I would go a little over the speed limit when the road was very clear and I felt it was safe. Other people around me were also going fast. I never crashed. I would get a ticket and complain that it was just a small town trying to extract revenues from outsiders with shenanigans, and that’s not wrong.

But now I’m like woah. I could have literally killed people. We let people engage in these extremely unsafe behaviors, putting the lives of others at risk, and all we do is fine them a little? We let them continue to own cars and drive them? What the fuck is wrong with us?

I don’t think that anyone disagrees with your motives or end goals at all. The problem that the people in this thread bump up against is that, even with even-handed enforcement, the penalties and punishments suggested will disproportionately punish the lower class - people who don’t live in walkable cities and need their car to commute to an in-person job.

The focus should be on finding ways to un-car the communities so that people have options.
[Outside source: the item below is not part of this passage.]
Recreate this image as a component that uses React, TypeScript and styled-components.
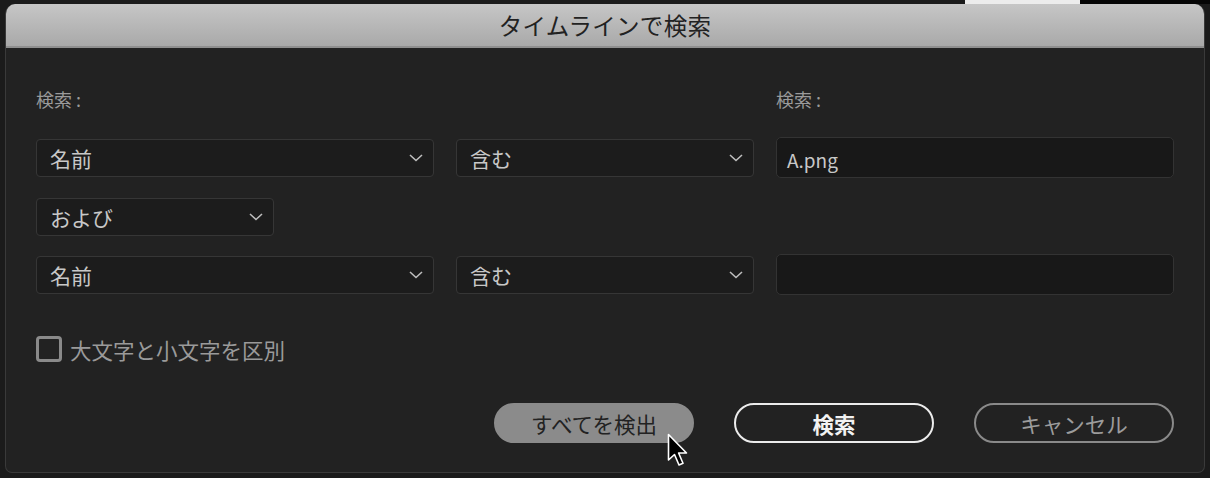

I’m really excited about the Manhattan toll plan, and it works because people have the option of taking the subway instead. Currently there aren’t trains that go to the various factories, plants, or even shopping districts in and around most places in the US.

If you penalize people with cars without providing an alternative option first, then the most vulnerable people are going to be left with no options. And it’s not like the rich, who are the ones who can more easily work around this kind of thing, have any incentive to push for allocating funds toward making car-free spaces happen.

(In fact, in our current hell-world, this line of thinking may lead us right back to Company Towns.)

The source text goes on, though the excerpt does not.